>> START EXCERPTED RECORDS

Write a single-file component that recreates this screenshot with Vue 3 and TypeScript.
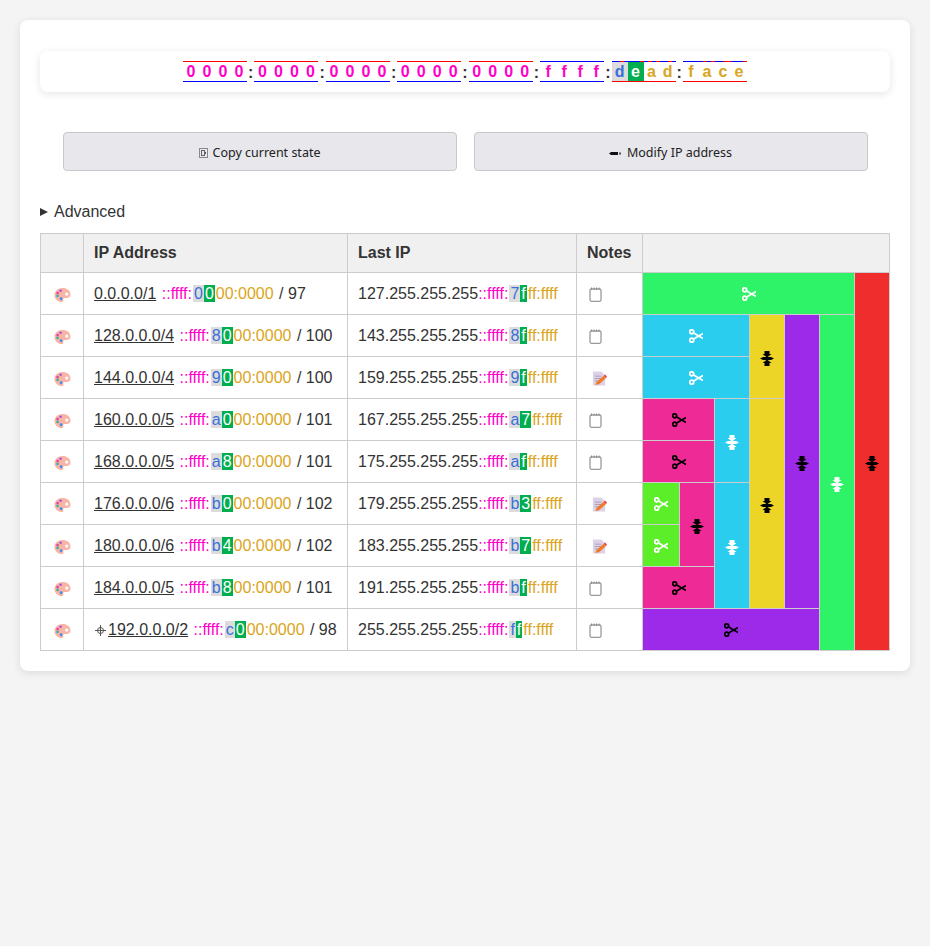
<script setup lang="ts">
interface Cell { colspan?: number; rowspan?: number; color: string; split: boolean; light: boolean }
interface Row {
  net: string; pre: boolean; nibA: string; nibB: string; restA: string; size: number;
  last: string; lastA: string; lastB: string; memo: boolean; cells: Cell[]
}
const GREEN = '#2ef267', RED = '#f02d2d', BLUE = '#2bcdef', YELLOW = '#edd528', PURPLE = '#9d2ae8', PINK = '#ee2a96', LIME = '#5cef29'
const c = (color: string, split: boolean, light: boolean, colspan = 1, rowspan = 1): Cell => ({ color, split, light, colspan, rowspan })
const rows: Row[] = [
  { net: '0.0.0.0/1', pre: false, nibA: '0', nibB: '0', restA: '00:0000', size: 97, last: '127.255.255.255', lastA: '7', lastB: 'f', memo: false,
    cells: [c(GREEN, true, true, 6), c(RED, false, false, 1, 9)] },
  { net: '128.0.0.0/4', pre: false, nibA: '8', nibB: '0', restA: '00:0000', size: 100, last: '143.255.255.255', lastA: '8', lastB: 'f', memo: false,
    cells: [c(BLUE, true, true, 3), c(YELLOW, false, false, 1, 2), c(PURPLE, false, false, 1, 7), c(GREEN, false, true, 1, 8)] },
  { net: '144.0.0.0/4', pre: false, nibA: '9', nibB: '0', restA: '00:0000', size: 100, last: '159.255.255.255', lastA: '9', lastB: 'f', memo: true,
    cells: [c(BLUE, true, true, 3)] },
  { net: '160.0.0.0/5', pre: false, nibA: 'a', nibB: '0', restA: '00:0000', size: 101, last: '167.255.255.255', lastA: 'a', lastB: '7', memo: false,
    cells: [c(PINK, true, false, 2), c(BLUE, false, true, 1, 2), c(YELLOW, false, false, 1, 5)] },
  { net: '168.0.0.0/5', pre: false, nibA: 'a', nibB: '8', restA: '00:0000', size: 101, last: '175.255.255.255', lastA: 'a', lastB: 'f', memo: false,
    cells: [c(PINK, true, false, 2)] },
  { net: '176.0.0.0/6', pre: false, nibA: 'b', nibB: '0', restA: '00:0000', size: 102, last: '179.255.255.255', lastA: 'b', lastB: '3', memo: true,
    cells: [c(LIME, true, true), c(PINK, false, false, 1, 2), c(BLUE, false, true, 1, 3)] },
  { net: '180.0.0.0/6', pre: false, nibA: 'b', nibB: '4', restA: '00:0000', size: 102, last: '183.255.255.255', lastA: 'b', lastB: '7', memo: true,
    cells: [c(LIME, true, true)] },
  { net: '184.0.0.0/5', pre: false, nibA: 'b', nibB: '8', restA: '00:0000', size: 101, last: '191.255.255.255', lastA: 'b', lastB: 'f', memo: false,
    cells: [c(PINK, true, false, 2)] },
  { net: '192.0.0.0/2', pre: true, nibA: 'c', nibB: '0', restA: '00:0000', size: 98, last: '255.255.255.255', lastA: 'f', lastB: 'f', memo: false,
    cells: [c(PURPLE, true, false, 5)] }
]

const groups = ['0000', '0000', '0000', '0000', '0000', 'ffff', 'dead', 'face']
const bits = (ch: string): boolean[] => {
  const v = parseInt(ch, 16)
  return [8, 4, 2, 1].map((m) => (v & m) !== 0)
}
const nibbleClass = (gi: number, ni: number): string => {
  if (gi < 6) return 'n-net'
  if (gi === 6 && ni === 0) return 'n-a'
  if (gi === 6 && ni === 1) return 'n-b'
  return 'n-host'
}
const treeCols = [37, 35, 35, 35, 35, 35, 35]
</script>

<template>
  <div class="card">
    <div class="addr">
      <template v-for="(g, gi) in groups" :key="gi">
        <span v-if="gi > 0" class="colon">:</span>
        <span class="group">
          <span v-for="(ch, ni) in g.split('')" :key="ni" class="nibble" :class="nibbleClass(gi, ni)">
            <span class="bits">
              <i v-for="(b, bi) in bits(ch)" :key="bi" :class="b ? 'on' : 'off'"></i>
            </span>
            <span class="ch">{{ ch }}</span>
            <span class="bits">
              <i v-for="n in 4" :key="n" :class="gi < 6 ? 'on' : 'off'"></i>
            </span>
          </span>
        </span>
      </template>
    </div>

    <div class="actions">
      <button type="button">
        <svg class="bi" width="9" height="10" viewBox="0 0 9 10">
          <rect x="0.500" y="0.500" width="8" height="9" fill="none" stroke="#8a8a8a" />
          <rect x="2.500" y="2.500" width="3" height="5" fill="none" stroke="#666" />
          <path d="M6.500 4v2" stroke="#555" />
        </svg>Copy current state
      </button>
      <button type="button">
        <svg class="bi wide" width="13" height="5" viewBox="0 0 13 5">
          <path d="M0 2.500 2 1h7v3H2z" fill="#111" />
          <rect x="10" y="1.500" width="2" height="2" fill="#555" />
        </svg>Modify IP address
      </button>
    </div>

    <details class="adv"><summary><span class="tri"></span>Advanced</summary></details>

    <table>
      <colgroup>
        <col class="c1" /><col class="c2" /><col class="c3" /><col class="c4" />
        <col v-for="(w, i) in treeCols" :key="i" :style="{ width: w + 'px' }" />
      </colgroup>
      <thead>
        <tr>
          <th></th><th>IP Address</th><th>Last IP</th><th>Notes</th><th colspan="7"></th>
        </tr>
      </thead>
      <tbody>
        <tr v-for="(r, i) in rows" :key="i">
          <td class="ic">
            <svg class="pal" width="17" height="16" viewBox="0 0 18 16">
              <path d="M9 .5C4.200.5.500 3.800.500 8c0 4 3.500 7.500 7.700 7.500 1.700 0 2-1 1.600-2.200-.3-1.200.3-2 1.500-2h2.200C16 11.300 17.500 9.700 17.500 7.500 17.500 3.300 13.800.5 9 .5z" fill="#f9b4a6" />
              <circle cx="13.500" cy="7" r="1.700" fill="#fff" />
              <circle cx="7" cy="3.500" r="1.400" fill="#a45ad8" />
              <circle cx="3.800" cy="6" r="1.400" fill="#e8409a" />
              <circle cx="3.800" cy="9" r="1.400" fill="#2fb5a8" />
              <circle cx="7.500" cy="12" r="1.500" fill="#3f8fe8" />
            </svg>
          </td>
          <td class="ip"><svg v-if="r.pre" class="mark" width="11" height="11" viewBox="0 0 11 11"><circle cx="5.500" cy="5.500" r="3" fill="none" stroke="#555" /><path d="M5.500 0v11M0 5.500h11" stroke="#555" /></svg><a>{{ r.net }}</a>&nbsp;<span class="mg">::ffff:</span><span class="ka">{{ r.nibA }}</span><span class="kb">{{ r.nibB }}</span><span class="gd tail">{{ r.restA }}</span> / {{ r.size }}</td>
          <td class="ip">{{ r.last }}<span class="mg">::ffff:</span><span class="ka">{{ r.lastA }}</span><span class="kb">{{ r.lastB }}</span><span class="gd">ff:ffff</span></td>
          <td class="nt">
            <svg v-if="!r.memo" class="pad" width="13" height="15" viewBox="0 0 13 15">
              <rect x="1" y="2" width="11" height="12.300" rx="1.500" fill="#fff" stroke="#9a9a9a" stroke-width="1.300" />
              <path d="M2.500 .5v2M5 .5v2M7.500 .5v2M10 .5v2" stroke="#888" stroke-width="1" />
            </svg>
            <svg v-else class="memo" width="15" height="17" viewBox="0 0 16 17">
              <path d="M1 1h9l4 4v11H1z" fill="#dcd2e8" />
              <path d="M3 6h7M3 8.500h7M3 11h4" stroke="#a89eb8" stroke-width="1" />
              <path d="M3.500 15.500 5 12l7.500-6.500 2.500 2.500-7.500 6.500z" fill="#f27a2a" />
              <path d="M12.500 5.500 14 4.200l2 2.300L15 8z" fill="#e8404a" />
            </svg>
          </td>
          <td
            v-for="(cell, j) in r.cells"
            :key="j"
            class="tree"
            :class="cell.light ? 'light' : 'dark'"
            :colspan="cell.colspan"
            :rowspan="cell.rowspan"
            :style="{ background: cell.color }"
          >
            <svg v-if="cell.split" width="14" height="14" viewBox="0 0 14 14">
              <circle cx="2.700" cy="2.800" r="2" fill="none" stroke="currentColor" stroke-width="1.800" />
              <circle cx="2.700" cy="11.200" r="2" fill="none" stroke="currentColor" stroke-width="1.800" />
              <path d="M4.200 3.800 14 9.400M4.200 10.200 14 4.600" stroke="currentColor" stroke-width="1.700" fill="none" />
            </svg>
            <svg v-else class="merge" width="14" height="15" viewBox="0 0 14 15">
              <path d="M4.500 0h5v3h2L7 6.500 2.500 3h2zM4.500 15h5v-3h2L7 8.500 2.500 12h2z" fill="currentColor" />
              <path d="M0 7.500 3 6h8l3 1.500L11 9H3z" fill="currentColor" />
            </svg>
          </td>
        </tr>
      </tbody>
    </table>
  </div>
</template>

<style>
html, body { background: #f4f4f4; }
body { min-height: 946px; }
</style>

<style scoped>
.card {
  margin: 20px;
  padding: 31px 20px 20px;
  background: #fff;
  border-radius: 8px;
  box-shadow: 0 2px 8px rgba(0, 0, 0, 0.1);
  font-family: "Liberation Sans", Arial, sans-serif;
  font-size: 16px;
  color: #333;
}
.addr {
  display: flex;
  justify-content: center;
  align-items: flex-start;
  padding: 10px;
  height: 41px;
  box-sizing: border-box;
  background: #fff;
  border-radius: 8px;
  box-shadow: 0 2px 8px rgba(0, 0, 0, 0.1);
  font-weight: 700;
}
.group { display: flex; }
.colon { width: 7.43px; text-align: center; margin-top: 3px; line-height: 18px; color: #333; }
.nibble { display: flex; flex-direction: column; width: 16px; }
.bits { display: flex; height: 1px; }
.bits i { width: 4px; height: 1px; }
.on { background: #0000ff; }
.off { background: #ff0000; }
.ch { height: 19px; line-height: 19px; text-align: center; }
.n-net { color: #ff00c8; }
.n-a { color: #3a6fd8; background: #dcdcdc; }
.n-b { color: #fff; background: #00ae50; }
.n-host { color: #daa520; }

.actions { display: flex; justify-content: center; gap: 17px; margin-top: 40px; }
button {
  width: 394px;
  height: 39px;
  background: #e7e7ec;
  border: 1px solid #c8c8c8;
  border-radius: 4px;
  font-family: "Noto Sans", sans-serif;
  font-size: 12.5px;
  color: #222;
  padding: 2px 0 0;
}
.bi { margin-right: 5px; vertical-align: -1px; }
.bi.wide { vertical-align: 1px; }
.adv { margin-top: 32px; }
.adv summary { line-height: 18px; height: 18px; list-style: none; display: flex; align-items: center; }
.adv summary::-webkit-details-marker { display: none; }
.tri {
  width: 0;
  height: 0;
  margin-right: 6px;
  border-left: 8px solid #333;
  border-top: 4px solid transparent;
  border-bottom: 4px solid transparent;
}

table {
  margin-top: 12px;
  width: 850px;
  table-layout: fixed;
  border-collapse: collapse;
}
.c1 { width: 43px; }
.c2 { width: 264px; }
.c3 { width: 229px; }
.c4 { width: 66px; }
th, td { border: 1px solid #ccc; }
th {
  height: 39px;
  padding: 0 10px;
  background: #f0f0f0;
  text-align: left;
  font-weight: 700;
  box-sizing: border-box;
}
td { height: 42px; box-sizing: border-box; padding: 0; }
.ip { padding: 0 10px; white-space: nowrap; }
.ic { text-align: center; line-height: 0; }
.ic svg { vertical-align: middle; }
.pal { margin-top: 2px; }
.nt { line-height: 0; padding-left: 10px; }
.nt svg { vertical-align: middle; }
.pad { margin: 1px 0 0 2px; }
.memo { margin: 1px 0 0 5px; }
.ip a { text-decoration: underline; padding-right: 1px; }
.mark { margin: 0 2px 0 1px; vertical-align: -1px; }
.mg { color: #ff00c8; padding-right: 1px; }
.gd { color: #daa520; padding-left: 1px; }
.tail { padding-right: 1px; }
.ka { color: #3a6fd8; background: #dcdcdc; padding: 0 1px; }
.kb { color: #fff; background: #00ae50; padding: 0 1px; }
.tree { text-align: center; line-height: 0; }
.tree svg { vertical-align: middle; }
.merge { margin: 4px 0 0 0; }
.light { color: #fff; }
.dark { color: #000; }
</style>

>> END EXCERPTED RECORDS
>> START EXCERPTED RECORDS

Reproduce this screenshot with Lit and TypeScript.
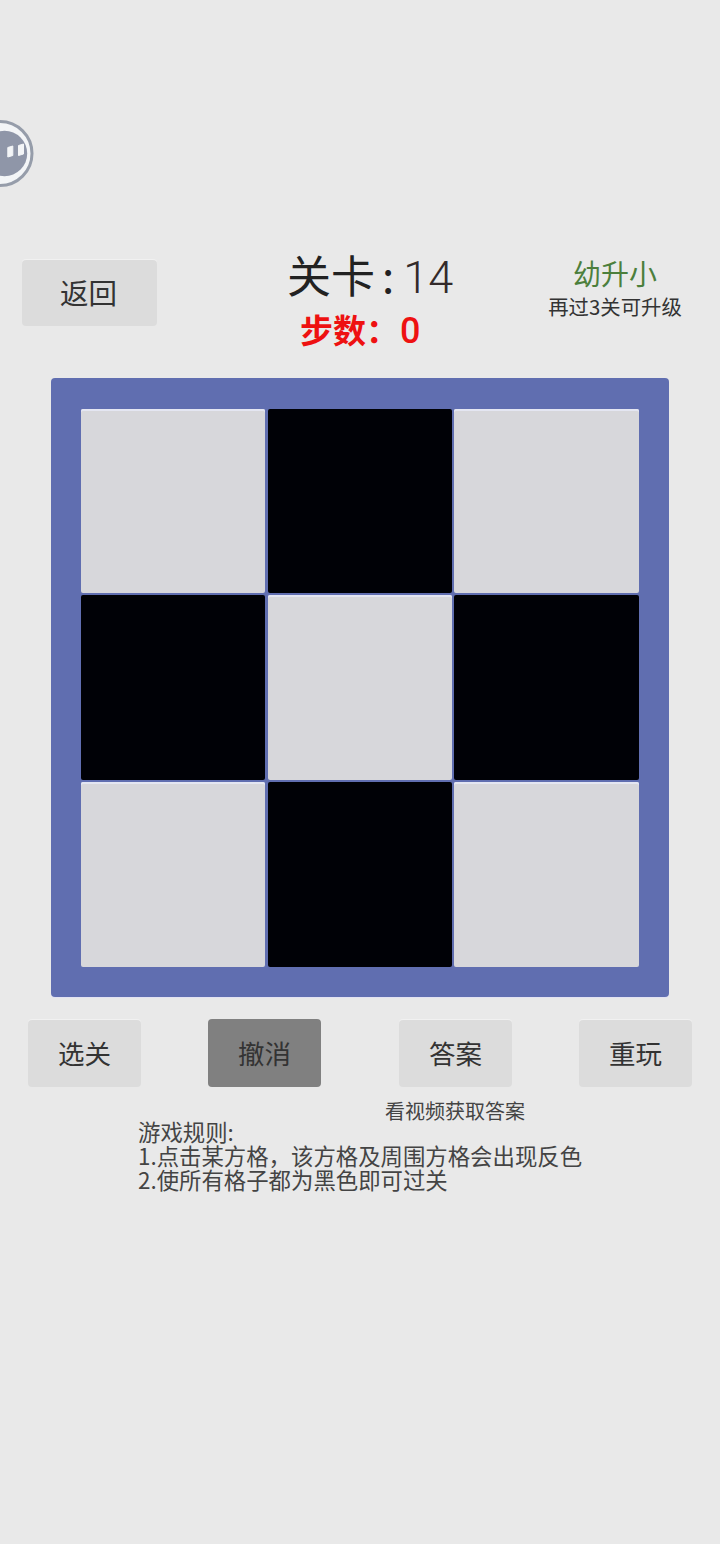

>> END EXCERPTED RECORDS

WHAT THE EXERCISE ASKS
Exactly how many lines of the listing above contain the string "TypeScript"? Give no more than the number.

RESULT FOR THIS TASK
2